Plot: Ace Rothstein (Robert De Niro) built an incredible reputation as an oddsmaker, which meant when the mafia needed someone to run a casino in Las Vegas, he was a natural choice. He is a genius when it comes to numbers, likes to avoid drama, and he also looks like a legitimate businessman, a potential frontman for the Tangiers that could establish a real presence in Vegas. His right hand man Nicky (Joe Pesci) joins him on the strip and while his reputation is also impressive, his work is the kind you like to keep under the table. He is a problem solver and handles things when hands need to get messy, keeping Ace at a safe distance. While things go well at first, Nicky’s temper and reckless actions start to cause problems, then Ace falls in love with Ginger (Sharon Stone), a beautiful woman who is a constant source of concerns. As Ace tries to keep the casino running like a well oiled machine, he is under constant pressure from his personal issues, the mafia’s political machinations, and of course, the authorities in Vegas. As Ace finds himself surrounded on all sides by potential pitfalls, can he manage to keep things in check or is he in over his head?
Entertainment Value: While Casino might not be on the same level as The Godfather or Goodfellas, this is a well crafted, stylish mobster movie that boasts some powerful performances and unforgettable moments. The narrative is grand in scope and follows the interconnected stories of several prominent characters, but also serves as a look at Las Vegas lore. To be certain, Las Vegas is a character itself in Casino and Ace’s wistful remembrances help frame what the notorious locale was like back in a less corporate, more unpredictable era. The strip and the casino interiors are shown through an almost fetishistic lens, with memorable results. The visuals here are rich and stylish, which really bolsters the overall atmosphere and given Vegas’ prime role in the story, that is a crucial aspect of Casino. Of course, having Robert De Niro and Joe Pesci in tailor made roles helps as well, while Sharon Stone and James Woods provide memorable supporting efforts as well. Pesci and De Niro are in roles that feel familiar, without question, but aren’t just rehashed characters. While those two are bound to get the most attention, I also loved Woods as the sleaze soaked pimp and his interactions with De Niro are quite priceless. So while Casino isn’t in that elite tier of mobster movies, it is a very good movie and well recommended.
A couple of brief topless scenes are the lone nakedness, as most of the sex scenes just tease, but keep the good bits covered up. This one has some vivid bursts of violence, including the infamous vice sequence.

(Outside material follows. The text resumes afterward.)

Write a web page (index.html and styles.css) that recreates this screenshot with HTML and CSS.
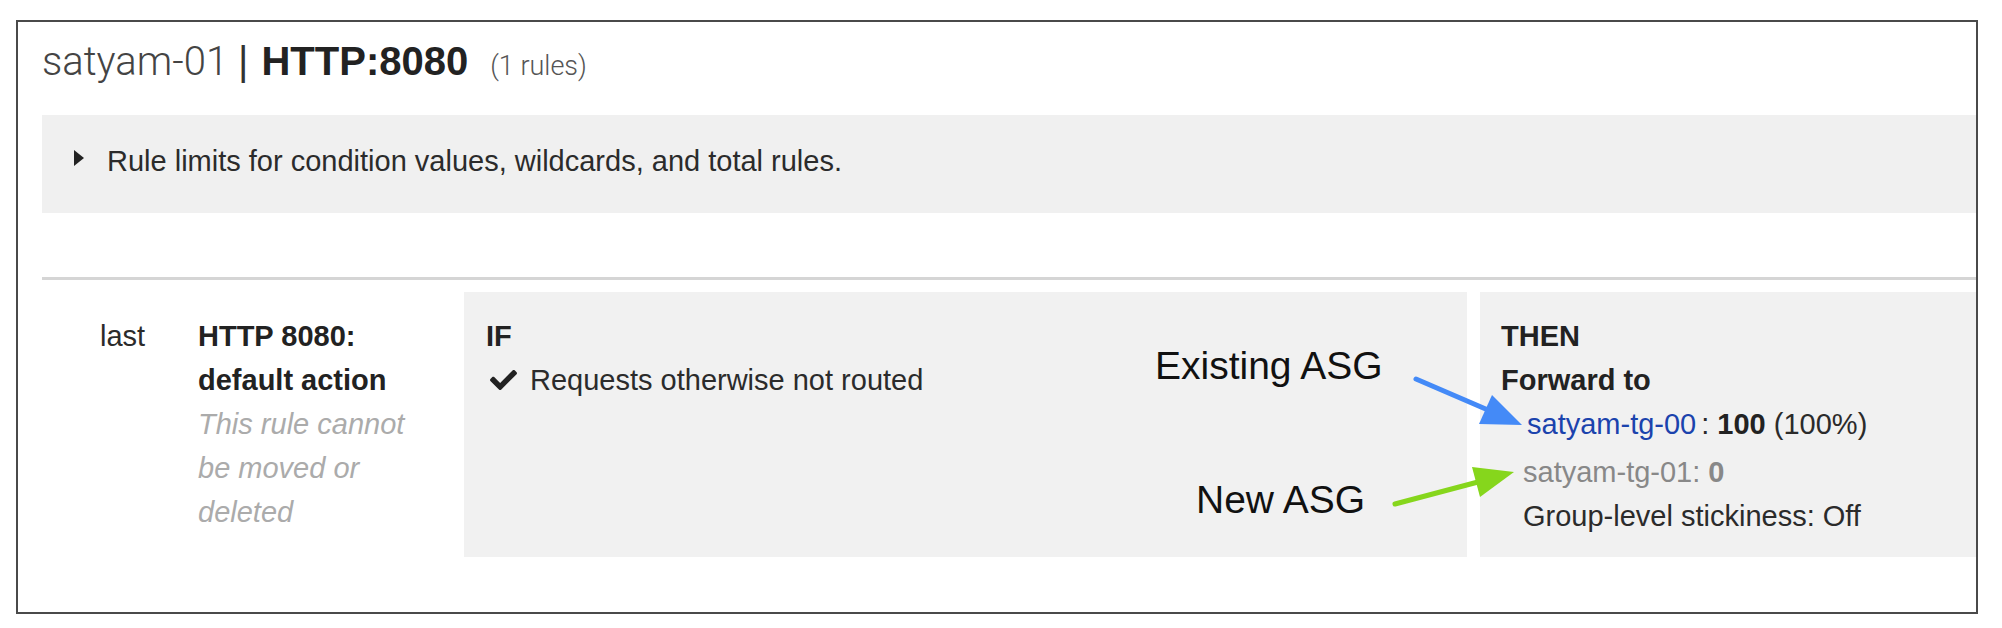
FILE: index.html
```html
<!DOCTYPE html>
<html lang="en">
<head>
<meta charset="utf-8">
<title>satyam-01 | HTTP:8080</title>
<link rel="stylesheet" href="styles.css">
</head>
<body>
<div class="card">
  <h1 class="title"><span class="lb">satyam-01</span><span class="sep">|</span><span class="listener">HTTP:8080</span><span class="count">(1 rules)</span></h1>
  <div class="limits"><span class="caret"></span><span>Rule limits for condition values, wildcards, and total rules.</span></div>
  <div class="divider"></div>
  <div class="rule">
    <div class="prio">last</div>
    <div class="name">
      <div class="rname">HTTP 8080:<br>default action</div>
      <div class="note">This rule cannot be moved or deleted</div>
    </div>
    <div class="panel cond">
      <div class="head">IF</div>
      <div class="check-line">
        <svg class="check" viewBox="0 64 512 384" aria-hidden="true"><path d="M173.9 439.4l-166.4-166.4c-10-10-10-26.2 0-36.2l36.2-36.2c10-10 26.2-10 36.2 0L192 312.7 432.1 72.6c10-10 26.2-10 36.2 0l36.2 36.2c10 10 10 26.2 0 36.2l-294.4 294.4c-10 10-26.2 10-36.2 0z"/></svg>
        <span>Requests otherwise not routed</span>
      </div>
    </div>
    <div class="panel action">
      <div class="head">THEN</div>
      <div class="head">Forward to</div>
      <div class="targets">
        <div class="tg"><a class="tg-link" href="#">satyam-tg-00</a>: <b>100</b> (100%)</div>
        <div class="tg muted">satyam-tg-01: <b>0</b></div>
        <div class="tg">Group-level stickiness: Off</div>
      </div>
    </div>
  </div>
</div>
<svg class="annot" viewBox="0 0 2002 628" aria-hidden="false">
  <text class="annot-label" x="1155" y="379">Existing ASG</text>
  <text class="annot-label" x="1196" y="513">New ASG</text>
  <line class="arrow-blue" x1="1416" y1="379" x2="1488" y2="410"/>
  <polygon class="head-blue" points="1522,425 1492,395 1479,424"/>
  <line class="arrow-green" x1="1395" y1="504" x2="1478" y2="482"/>
  <polygon class="head-green" points="1514,472 1472,467 1480,497"/>
</svg>
</body>
</html>
```

FILE: styles.css
```css
html, body {
  margin: 0;
  padding: 0;
  background: #ffffff;
}

body {
  width: 2002px;
  height: 628px;
  overflow: hidden;
  font-family: "Liberation Sans", Arial, Helvetica, sans-serif;
  font-size: 29px;
  color: #333333;
}

.card {
  box-sizing: border-box;
  width: 1962px;
  height: 594px;
  margin: 20px 0 0 16px;
  border: 2px solid #4a4a4a;
  padding-left: 24px;
  overflow: hidden;
}

.title {
  margin: 0;
  box-sizing: border-box;
  height: 65px;
  padding-top: 15px;
  display: flex;
  align-items: baseline;
  font-size: 40px;
  line-height: 48px;
  font-weight: normal;
  white-space: nowrap;
}

.lb {
  font-family: Roboto, "Liberation Sans", sans-serif;
  font-weight: 300;
  color: #444444;
}

.sep {
  font-family: "Liberation Sans", sans-serif;
  color: #333333;
  margin: 0 13px 0 10px;
}

.listener {
  font-weight: bold;
  color: #222222;
}

.count {
  font-family: Roboto, "Liberation Sans", sans-serif;
  font-weight: 300;
  font-size: 27px;
  color: #555555;
  margin-left: 22px;
}

.limits {
  margin-top: 28px;
  height: 98px;
  box-sizing: border-box;
  padding: 24px 0 0 32px;
  line-height: 44px;
  background: #f0f0f0;
  color: #2b2b2b;
  display: flex;
  align-items: flex-start;
}

.caret {
  width: 0;
  height: 0;
  border-left: 10px solid #222222;
  border-top: 8px solid transparent;
  border-bottom: 8px solid transparent;
  margin: 11px 23px 0 0;
}

.divider {
  margin-top: 64px;
  height: 3px;
  background: #d5d5d5;
}

.rule {
  display: flex;
  padding-top: 12px;
  line-height: 44px;
}

.prio {
  box-sizing: border-box;
  width: 156px;
  padding: 22px 0 0 58px;
  color: #2b2b2b;
}

.name {
  width: 230px;
  margin-right: 36px;
  padding-top: 22px;
}

.rname {
  font-weight: bold;
  color: #222222;
}

.note {
  font-style: italic;
  color: #ababab;
}

.panel {
  box-sizing: border-box;
  background: #f1f1f1;
  height: 265px;
}

.cond {
  width: 1003px;
  padding: 22px 22px 0 22px;
}

.action {
  flex: 1;
  margin-left: 13px;
  padding: 22px 21px 0 21px;
}

.head {
  font-weight: bold;
  color: #222222;
}

.check-line {
  display: flex;
  align-items: center;
  color: #2b2b2b;
}

.check {
  width: 27px;
  height: 22px;
  fill: #222222;
  margin: 0 13px 0 4px;
}

.targets {
  padding-left: 22px;
}

.tg {
  color: #2b2b2b;
}

.tg b {
  color: #222222;
}

.muted {
  margin-top: 4px;
}

.tg-link {
  color: #1b43ad;
  text-decoration: none;
  padding: 0 5px 0 4px;
}

.muted,
.muted b {
  color: #888888;
}

.annot {
  position: absolute;
  left: 0;
  top: 0;
  width: 2002px;
  height: 628px;
  pointer-events: none;
}

.annot-label {
  font-family: "Liberation Sans", Arial, sans-serif;
  font-size: 39px;
  fill: #111111;
}

.arrow-blue {
  stroke: #448af7;
  stroke-width: 5;
  stroke-linecap: round;
}

.head-blue {
  fill: #448af7;
}

.arrow-green {
  stroke: #86d61c;
  stroke-width: 5;
  stroke-linecap: round;
}

.head-green {
  fill: #86d61c;
}
```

This includes a quick eye popping out under the pressure of the vice, as well as some splashes of crimson, While that is the scene most people talk about, I think the pen assault is even more wild. Nicky is a beast and his attacks yield some solid bloodshed. There’s also other brutal sequences, with baseball bats, suffocation, beat downs, and even people buried alive. And of course, that out of control explosion that kicks off the movie. This one has some terrific dialogue, with Ace and Nicky as consistent sources of memorable moments. The two have much different approaches to dialogue of course, but they never fail to entertain. Woods also has some sharp lines as the scummy Lester. As for craziness, Nicky is a real wildcard, but overall, Casino plays within the mobster movie rules.